Ainda recente, a lei por si só não tem sido suficiente para converter a prisão. Normalmente, segundo a defensora pública, a liberação está condicionada a outros elementos do processo, como a presa ser primária. É que a regra dá a possibilidade de o juiz substituir a detenção, mas não a obriga.
– Essa medida tem repercutido nas penitenciárias femininas, onde houve uma redução no número de mulheres grávidas, porque começa a se ter a visão de que a mãe ou a gestante deve ser presa exclusivamente em casos efetivamente necessários. Não é algo totalmente estranho (o caso de Adriana) e também tem atingido mulheres de baixa renda, mas geralmente aquelas que são primárias ou cometeram crime sem violência – observa Patrícia Fraga Martins, juíza da Vara de Execuções Criminais.

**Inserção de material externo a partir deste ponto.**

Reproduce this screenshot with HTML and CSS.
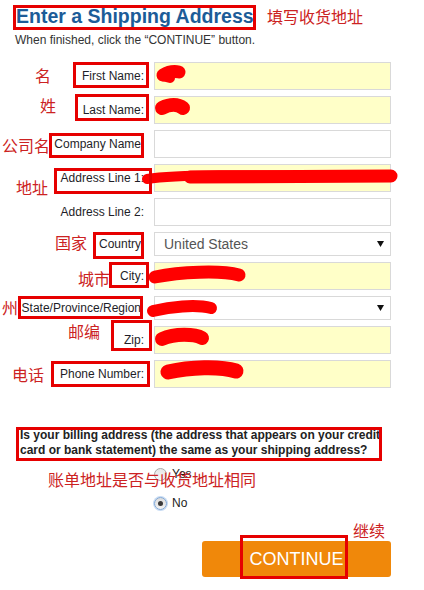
FILE: index.html
```html
<!DOCTYPE html>
<html lang="en">
<head>
<meta charset="utf-8">
<title>Enter a Shipping Address</title>
<link rel="stylesheet" href="styles.css">
</head>
<body>
<div class="page">
  <h1 class="title">Enter a Shipping Address</h1>
  <p class="subtitle">When finished, click the “CONTINUE” button.</p>

  <div class="form">
    <label class="lbl">First Name:</label>
    <input class="field yellow" type="text">
    <label class="lbl">Last Name:</label>
    <input class="field yellow" type="text">
    <label class="lbl nc">Company Name</label>
    <input class="field" type="text">
    <label class="lbl">Address Line 1:</label>
    <input class="field yellow" type="text">
    <label class="lbl">Address Line 2:</label>
    <input class="field" type="text">
    <label class="lbl nc">Country</label>
    <div class="select"><span class="select-text">United States</span><svg class="arrow" width="7" height="6" viewBox="0 0 7 6"><path d="M0 0H7L3.5 6Z" fill="#111"/></svg></div>
    <label class="lbl">City:</label>
    <input class="field yellow" type="text">
    <label class="lbl nc">State/Province/Region</label>
    <div class="select"><span class="select-text"></span><svg class="arrow" width="7" height="6" viewBox="0 0 7 6"><path d="M0 0H7L3.5 6Z" fill="#111"/></svg></div>
    <label class="lbl">Zip:</label>
    <input class="field yellow" type="text">
    <label class="lbl">Phone Number:</label>
    <input class="field yellow" type="text">
  </div>

  <p class="question">Is your billing address (the address that appears on your credit card or bank statement) the same as your shipping address?</p>

  <div class="radios">
    <div class="radio-row"><span class="radio"></span><span class="radio-label">Yes</span></div>
    <div class="radio-row"><span class="radio checked"></span><span class="radio-label">No</span></div>
  </div>

  <div class="actions"><button class="continue" type="button">CONTINUE</button></div>

  <svg class="scribbles" width="424" height="590" viewBox="0 0 424 590">
    <g fill="none" stroke="#ff0000" stroke-linecap="round" stroke-linejoin="round">
      <path d="M163 75 C168 72 174 71 179 72" stroke-width="13"/>
      <path d="M162 76 L170 78" stroke-width="10"/>
      <path d="M162 108 C170 104 178 104 183 108" stroke-width="14"/>
      <path d="M147 179 C180 174 250 175 392 176" stroke-width="10"/>
      <path d="M190 177 L391 176" stroke-width="13"/>
      <path d="M155 277 C180 272 220 270 239 275" stroke-width="13"/>
      <path d="M153 311 C170 307 195 304 211 308" stroke-width="12"/>
      <path d="M162 339 C175 333 195 334 202 338" stroke-width="14"/>
      <path d="M168 372 C190 367 220 366 236 371" stroke-width="15"/>
    </g>
  </svg>

  <div class="notes">
    <div class="box b-title"></div>
    <div class="box b-first"></div>
    <div class="box b-last"></div>
    <div class="box b-company"></div>
    <div class="box b-addr1"></div>
    <div class="box b-country"></div>
    <div class="box b-city"></div>
    <div class="box b-state"></div>
    <div class="box b-zip"></div>
    <div class="box b-phone"></div>
    <div class="box b-question"></div>
    <div class="box b-continue"></div>

    <span class="note n-title">填写收货地址</span>
    <span class="note n-first">名</span>
    <span class="note n-last">姓</span>
    <span class="note n-company">公司名</span>
    <span class="note n-addr">地址</span>
    <span class="note n-country">国家</span>
    <span class="note n-city">城市</span>
    <span class="note n-state">州</span>
    <span class="note n-zip">邮编</span>
    <span class="note n-phone">电话</span>
    <span class="note n-billing">账单地址是否与收货地址相同</span>
    <span class="note n-continue">继续</span>
  </div>
</div>
</body>
</html>
```

FILE: styles.css
```css
* { box-sizing: border-box; }

html, body {
  margin: 0;
  padding: 0;
  background: #ffffff;
}

body {
  font-family: "Liberation Sans", Arial, sans-serif;
  color: #222;
}

.page {
  position: relative;
  width: 424px;
  height: 590px;
  overflow: hidden;
}

.title {
  margin: 4px 0 0 0;
  padding-left: 16px;
  font-size: 19.5px;
  line-height: 24px;
  font-weight: bold;
  color: #1c5c98;
}

.subtitle {
  margin: 5px 0 0 0;
  padding-left: 15px;
  font-size: 12px;
  line-height: 14px;
  color: #333;
}

.form {
  display: grid;
  grid-template-columns: 146px 237px;
  column-gap: 8px;
  row-gap: 6px;
  align-items: center;
  margin-top: 15px;
}

.lbl {
  text-align: right;
  padding-right: 2px;
  font-size: 12px;
  line-height: 14px;
  color: #1e1e28;
  white-space: nowrap;
}

.lbl.nc { padding-right: 5px; }

.field {
  display: block;
  width: 237px;
  height: 28px;
  margin: 0;
  padding: 0 8px;
  border: 1px solid #d9d9d9;
  background: #ffffff;
  font: 14px "Liberation Sans", Arial, sans-serif;
  outline: none;
}

.field.yellow { background: #ffffc8; }

.select {
  display: flex;
  align-items: center;
  width: 237px;
  height: 24px;
  padding: 0 6px 0 9px;
  border: 1px solid #d9d9d9;
  background: #ffffff;
}

.select-text {
  font-size: 14px;
  line-height: 16px;
  color: #555;
}

.arrow {
  margin-left: auto;
  display: block;
}

.question {
  margin: 40px 0 0 0;
  padding-left: 20px;
  width: 386px;
  font-size: 12px;
  line-height: 15px;
  font-weight: bold;
  color: #222;
}

.radios {
  display: flex;
  flex-direction: column;
  gap: 15px;
  margin: 9px 0 0 154px;
}

.radio-row {
  display: flex;
  align-items: center;
  gap: 5px;
  height: 14px;
}

.radio {
  display: inline-flex;
  align-items: center;
  justify-content: center;
  width: 13px;
  height: 13px;
  border-radius: 50%;
  border: 1px solid #a9a9a9;
  background: linear-gradient(#e6e6e6, #f8f8f8);
}

.radio.checked {
  border-color: #7ea6d6;
  background: linear-gradient(#dcdcdc, #f2f2f2);
  box-shadow: 0 0 0 1px #c7dbf3;
}

.radio.checked::after {
  content: "";
  width: 5px;
  height: 5px;
  border-radius: 50%;
  background: #3a3a3a;
}

.radio-label {
  font-size: 12px;
  line-height: 14px;
  color: #222;
}

.actions {
  display: flex;
  margin: 31px 0 0 202px;
}

.continue {
  width: 189px;
  height: 36px;
  border: 0;
  border-radius: 3px;
  background: #f0880a;
  color: #ffffff;
  font: 18px "Liberation Sans", Arial, sans-serif;
  padding: 0;
}

/* annotation overlay */
.scribbles {
  position: absolute;
  left: 0;
  top: 0;
  pointer-events: none;
}

.notes {
  position: absolute;
  inset: 0;
  pointer-events: none;
}

.box {
  position: absolute;
  border: 3px solid #e60000;
}

.b-title    { left: 13px;  top: 5px;   width: 243px; height: 25px; }
.b-first    { left: 73px;  top: 62px;  width: 76px;  height: 26px; }
.b-last     { left: 75px;  top: 94px;  width: 74px;  height: 27px; }
.b-company  { left: 49px;  top: 133px; width: 95px;  height: 25px; }
.b-addr1    { left: 54px;  top: 168px; width: 98px;  height: 26px; }
.b-country  { left: 93px;  top: 232px; width: 51px;  height: 27px; }
.b-city     { left: 109px; top: 262px; width: 40px;  height: 26px; }
.b-state    { left: 18px;  top: 296px; width: 125px; height: 23px; }
.b-zip      { left: 111px; top: 320px; width: 41px;  height: 31px; }
.b-phone    { left: 51px;  top: 361px; width: 99px;  height: 26px; }
.b-question { left: 16px;  top: 427px; width: 366px; height: 34px; }
.b-continue { left: 240px; top: 535px; width: 108px; height: 44px; }

.note {
  position: absolute;
  font-family: "Noto Sans CJK SC", "Noto Sans", sans-serif;
  font-size: 16px;
  line-height: 16px;
  color: #cc2222;
  white-space: nowrap;
}

.n-title    { left: 267px; top: 8px; }
.n-first    { left: 35px;  top: 67px; }
.n-last     { left: 40px;  top: 97px; }
.n-company  { left: 2px;   top: 137px; }
.n-addr     { left: 16px;  top: 179px; }
.n-country  { left: 55px;  top: 234px; }
.n-city     { left: 78px;  top: 270px; }
.n-state    { left: 2px;   top: 299px; }
.n-zip      { left: 68px;  top: 323px; }
.n-phone    { left: 12px;  top: 366px; }
.n-billing  { left: 48px;  top: 471px; }
.n-continue { left: 353px; top: 522px; }
```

No Rio Grande do Sul, um terço das 1.893 detentas do sistema carcerário são presas provisórias, ou seja, ainda aguardam julgamento. Não há, porém, um levantamento de quantas estão grávidas ou têm filhos pequenos e, consequentemente, poderiam ser beneficiadas pela mesma medida que favoreceu Adriana.
Acusada de corrupção, lavagem de dinheiro e organização criminosa pela força-tarefa da Lava-Jato no Rio de Janeiro, a ex-primeira-dama fluminense, mãe de um filho de 11 e outro de 14 anos, teve o benefício concedido em caráter liminar pelo Superior Tribunal de Justiça (STJ) na sexta-feira. Ela aguarda uma vistoria da Polícia Federal (PF) em sua casa, na zona sul do Rio de Janeiro, para deixar o complexo penitenciário de Bangu.
Após a transferência, Adriana não terá acesso a telefones celulares, telefones fixos e internet. O caso ainda passará pela análise do plenário e, se houve recurso do Ministério Público Federal (MPF), pode chegar ao Supremo Tribunal Federal (STF),
– Esse caso inaugura um debate sobre o assunto, e o que virá pela frente servirá como um divisor de águas na aplicação desse instituto. Haveria, por exemplo, um desequilíbrio no tratamento entre homens e mulheres porque o marido não pode se beneficiar dessa medida? – questiona o professor de Direito Penal na PUCRS Marcelo Peruchin.